Belarusian opposition aims to expand support base amid growing tension in society
Most opposition parties are attempting to reach out to new social groups beyond the traditional opposition electorate from those affected by the decree on ‘social parasitism’. Different opposition groups offer a variety of approaches to opposing the decree on ‘social parasitism’ and albeit conventional supporters of the opposition are somewhat disoriented, it creates the preconditions for expanding the support base of democratic institutions and achieving success in revoking or amending this government initiative.
"Tell the Truth" campaign has invited ‘social parasites’ from across the country to discuss an action plan.
The opposition is using a wide range of means to engage those affected by the decree on ‘social parasites’ in party activities both, in the capital and in the regions. This includes signing a petition to abolish the decree and recall MPs; sabotage; litigating with the authorities; holding pickets, marches, round tables, and meetings with government officials; inter alia, through the Internet and social networks. By using different approaches, the opposition is able to reach out to broad population groups, which somewhat bridges diversities among the parties.
Organizers of the Belarusian National Congress (BNC) aim to mobilise supporters of street actions by organizing a ‘March of perturbed Belarusians’, an unsanctioned rally. “Tell the Truth" campaign aims to recruit new activists with no experience in politics by applying ‘safe’ pressure on the authorities. The centre-right coalition aims, on the one hand, to stop their supporters from joining the BNC led by Statkevich with harsh rhetoric and street actions (sanctioned by the authorities); and on the other hand, to attract new activists through MP Kanopatskaya and other forms of legal activity.
Amid growing tension and discontent in society, the authorities are showing concern about growing potential for street activity and engagement of new social groups. In the regions, local authorities refuse to sanction mass activity organised by the opposition in support for the abolition of the decree and impose heavy fines on participants in unauthorised actions. However, so far, the law enforcement has not taken any preventive action against the organizers of the unauthorized March. Perhaps, they count on differences among various opposition centres to build up over pressure strategies on the government.

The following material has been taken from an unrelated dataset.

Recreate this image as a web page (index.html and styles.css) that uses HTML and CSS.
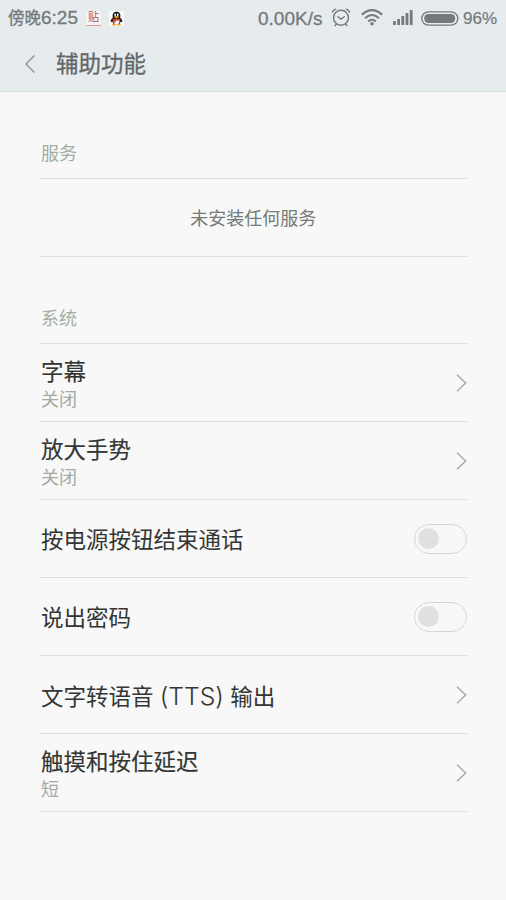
FILE: index.html
```html
<!DOCTYPE html>
<html lang="zh-CN">
<head>
<meta charset="utf-8">
<title>辅助功能</title>
<link rel="stylesheet" href="styles.css">
</head>
<body>
<header class="top">
  <div class="status">
    <span class="clock">傍晚<span class="digits">6:25</span></span>
    <span class="tieba">贴</span>
    <svg class="qq" width="15" height="15" viewBox="0 0 15 15">
      <rect width="15" height="15" rx="1" fill="#fafafa"/>
      <path d="M3.4 7Q1 9.5 2 11.2L3.3 10.5 4.5 13h6l1.2-2.5 1.3.7Q14 9.5 11.6 7z" fill="#151515"/>
      <ellipse cx="7.5" cy="5" rx="3.9" ry="4.3" fill="#151515"/>
      <ellipse cx="7.5" cy="10.6" rx="3" ry="2.8" fill="#fff"/>
      <ellipse cx="6.2" cy="3.7" rx=".9" ry="1.2" fill="#fff"/>
      <ellipse cx="8.8" cy="3.7" rx=".9" ry="1.2" fill="#fff"/>
      <ellipse cx="7.5" cy="6" rx="2.5" ry=".9" fill="#f3a51e"/>
      <path d="M3.6 7.3Q7.5 9.3 11.4 7.3v1.5Q9 10 6.5 9.6v1.8H4.8V9.3L3.4 8.6z" fill="#dc3026"/>
      <ellipse cx="5.2" cy="13.6" rx="2.2" ry=".9" fill="#efa026"/>
      <ellipse cx="9.8" cy="13.6" rx="2.2" ry=".9" fill="#efa026"/>
    </svg>
    <span class="speed">0.00K/s</span>
    <svg class="alarm" width="20" height="20" viewBox="0 0 20 20">
      <g fill="none" stroke="#747a79" stroke-width="1.4" stroke-linecap="round">
        <circle cx="10" cy="9.8" r="7.5"/>
        <path d="M6.7 8.7 10 11.1 13.3 8.7M1.4 4.1Q2.5 2 4.8 1.2M18.6 4.1Q17.5 2 15.2 1.2M5.2 16.2 4 17.6M14.8 16.2 16 17.6"/>
      </g>
    </svg>
    <svg class="wifi" width="22" height="18" viewBox="0 0 22 18">
      <g fill="none" stroke="#747a79" stroke-width="2">
        <path d="M.8 5.7Q11-3.5 21.2 5.7M4 9.2Q11 2.9 18 9.2M7.2 12.5Q11 9 14.8 12.5"/>
      </g>
      <circle cx="11" cy="14.7" r="1.8" fill="#747a79"/>
    </svg>
    <svg class="signal" width="20" height="16" viewBox="0 0 20 16" fill="#747a79">
      <rect x="0" y="11" width="2.8" height="4" rx=".6"/>
      <rect x="4.2" y="9" width="2.8" height="6" rx=".6"/>
      <rect x="8.4" y="6" width="2.8" height="9" rx=".6"/>
      <rect x="12.6" y="3" width="2.8" height="12" rx=".6"/>
      <rect x="16.8" y="0" width="2.8" height="15" rx=".6"/>
    </svg>
    <svg class="battery" width="38" height="15" viewBox="0 0 38 15">
      <rect x=".8" y=".8" width="36" height="13.4" rx="6.7" fill="none" stroke="#747a79" stroke-width="1.3"/>
      <rect x="3.2" y="3.1" width="31" height="8.8" rx="4.2" fill="#747a79"/>
    </svg>
    <span class="percent">96%</span>
  </div>
  <div class="bar">
    <svg class="back" width="12" height="20" viewBox="0 0 12 20"><path d="M10.5 1.5 2 10l8.5 8.5" fill="none" stroke="#969c9b" stroke-width="1.6"/></svg>
    <h1>辅助功能</h1>
  </div>
</header>
<main>
  <h2>服务</h2>
  <div class="row empty">未安装任何服务</div>
  <h2>系统</h2>
  <div class="row"><div class="label double"><b>字幕</b><small>关闭</small></div><svg class="more" width="12" height="20" viewBox="0 0 12 20"><path d="M2 1.8 10.7 10 2 18.2"/></svg></div>
  <div class="row"><div class="label double"><b>放大手势</b><small>关闭</small></div><svg class="more" width="12" height="20" viewBox="0 0 12 20"><path d="M2 1.8 10.7 10 2 18.2"/></svg></div>
  <div class="row"><div class="label">按电源按钮结束通话</div><span class="switch"></span></div>
  <div class="row"><div class="label">说出密码</div><span class="switch"></span></div>
  <div class="row"><div class="label">文字转语音 <span class="latin">(TTS)</span> 输出</div><svg class="more" width="12" height="20" viewBox="0 0 12 20"><path d="M2 1.8 10.7 10 2 18.2"/></svg></div>
  <div class="row"><div class="label double"><b>触摸和按住延迟</b><small>短</small></div><svg class="more" width="12" height="20" viewBox="0 0 12 20"><path d="M2 1.8 10.7 10 2 18.2"/></svg></div>
</main>
</body>
</html>
```
FILE: styles.css
```css
* { box-sizing: border-box; }
body {
  margin: 0;
  height: 900px;
  overflow: hidden;
  background: #f8f8f8;
  color: #333633;
  font-family: "Liberation Sans", "Noto Sans CJK SC", sans-serif;
}
.top {
  height: 92px;
  background: #e6ebee;
  border-bottom: 1px solid #d7dcdd;
}
.status {
  display: flex;
  align-items: center;
  height: 36px;
  padding-left: 8px;
  color: #747a79;
  white-space: nowrap;
  line-height: 36px;
}
.clock {
  width: 78px;
  font-size: 16.5px;
  -webkit-text-stroke: .3px;
}
.digits { font-size: 19px; }
.tieba {
  width: 15px;
  height: 15px;
  background: #f6f3f2;
  border-bottom: 1px solid #dc9b92;
  color: #b5554e;
  font-size: 11px;
  line-height: 13px;
  text-align: center;
}
.qq { margin-left: 8px; }
.speed {
  width: 73px;
  margin-left: 134px;
  padding-top: 1px;
  font-size: 19px;
  -webkit-text-stroke: .3px;
}
.wifi { margin-left: 10px; }
.signal { margin-left: 10px; }
.battery { margin-left: 8px; }
.percent {
  margin-left: 4px;
  padding-top: 1px;
  font-size: 17px;
  -webkit-text-stroke: .2px;
}
.bar {
  display: flex;
  align-items: center;
  height: 55px;
  padding-left: 24px;
}
h1 {
  margin: 0 0 0 20px;
  padding-top: 3px;
  color: #626867;
  font-size: 22.5px;
  font-weight: 400;
  line-height: 32px;
  -webkit-text-stroke: .3px;
}
main { padding: 0 39.5px 0 40px; }
h2 {
  height: 87px;
  margin: 0;
  padding: 48px 0 0 1px;
  border-bottom: 1px solid #dcdedd;
  color: #a2ada2;
  font-size: 18px;
  font-weight: 400;
  line-height: 28px;
}
.row {
  display: flex;
  align-items: center;
  justify-content: space-between;
  height: 78px;
  padding-left: 1px;
  border-bottom: 1px solid #dcdedd;
}
.empty {
  justify-content: center;
  padding: 0 0 2px;
  color: #757b75;
  font-size: 18px;
}
.label {
  padding-top: 4px;
  font-size: 22.5px;
  line-height: 32px;
}
.double { padding-top: 8px; }
.label b, .label small { display: block; }
.label b {
  font-weight: 400;
  line-height: 28px;
  -webkit-text-stroke: .15px;
}
.label small {
  color: #a2aaa2;
  font-size: 18px;
  line-height: 27px;
}
.latin {
  font-family: Inter, "Liberation Sans", sans-serif;
  font-size: 24.7px;
  font-weight: 300;
}
.more path {
  fill: none;
  stroke: #a9acaa;
  stroke-width: 1.5;
}
.switch {
  display: flex;
  align-items: center;
  width: 53px;
  height: 30px;
  padding-left: 3px;
  border: 1px solid #d2d9d2;
  border-radius: 15px;
}
.switch::before {
  content: "";
  width: 21px;
  height: 21px;
  border-radius: 50%;
  background: #dfe1df;
}
```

Overall, some democratic organisations are attempting to step beyond the traditional opposition core inclined to boycott election campaigns. Should new social groups start supporting the opposition, its electoral potential would enhance by the local elections, scheduled for early 2018.
Yet the Belarusian authorities have not taken any action to prevent massive protests against the decree on ‘social parasites’. On February 26th, 2017, multiple protests against the decree were held in three Belarusian regions in Vitebsk, Baranovichi, Brest and Bobruisk (more than 4 000 people participated in total). Very likely, the authorities, on the one hand, anticipate that the decree will be abolished, and other hand, do not want to take responsibility for decisions either on the decree or on the protests.
It should be noted, that the mass street protests on February 17th, 19th, and 26th, were held in the absence of the president in the country. There are reasons to believe that the authorities did not expect such a massive action. The state propaganda responded tangentially, insisting that protests were unjustified, because ‘the state did not require a lot’, despite the fact, that the protesters primarily complained about the lack of jobs in the country. In addition, the protesters pointed to the unfairness of the requirement to pay the tax for being unemployed as the state could not provide job and money making opportunities, while people were humiliated by the need to prove to the state they were unable to pay the tax.
In the past ten days, there were several protests against the decree, which were characterised by the following: the protesters easily picked up anti-Lukashenka slogans; they eagerly shared their outrage with journalists; many protesters said it was their first time when they took to the streets; protesters were ‘common people’, i.e. not political activists; there were fewer white-red-white flags during these protests than during conventional oppositional actions; politicians, who organised protests (eg on February 26th, by the centre-right coalition and the independent trade union) did not attempt to take the lead, especially in the regions. All this gives a picture of truly popular protests.
While refraining from interfering with the meetings and protest marches, the militia on February 26th attempted to put pressure on the protest organisers in the regions by handing out reports on administrative violations after the events. Other than that, it appears that the local and central authorities are unable to respond to the massive protests against the Decree No 3, including crowded street speeches, numerous signatories of petitions (over 80 000), multiple collective and personal appeals to the authorities, and mass meetings.
That said, the authorities are unable to enforce the Decree No 3 as they do not have sufficient resources to trial some 400 000 people for non-compliance. In addition, the authorities do not have sufficient institutional capacity to exempt all those not liable for the tax from the mailing lists of the Tax authorities. The Belarusian Bar Association will provide free legal consultations on March 1st, 2017 for those wishing be exempt from the tax imposed by the Decree No 3, however, this would only slightly east the tension in society.
In addition, despite concerns expressed by some experts and the leader of the protest in Minsk on February 17th Mikola Statkevich, there were only scarce reports in the Russian media about the protests in Belarus.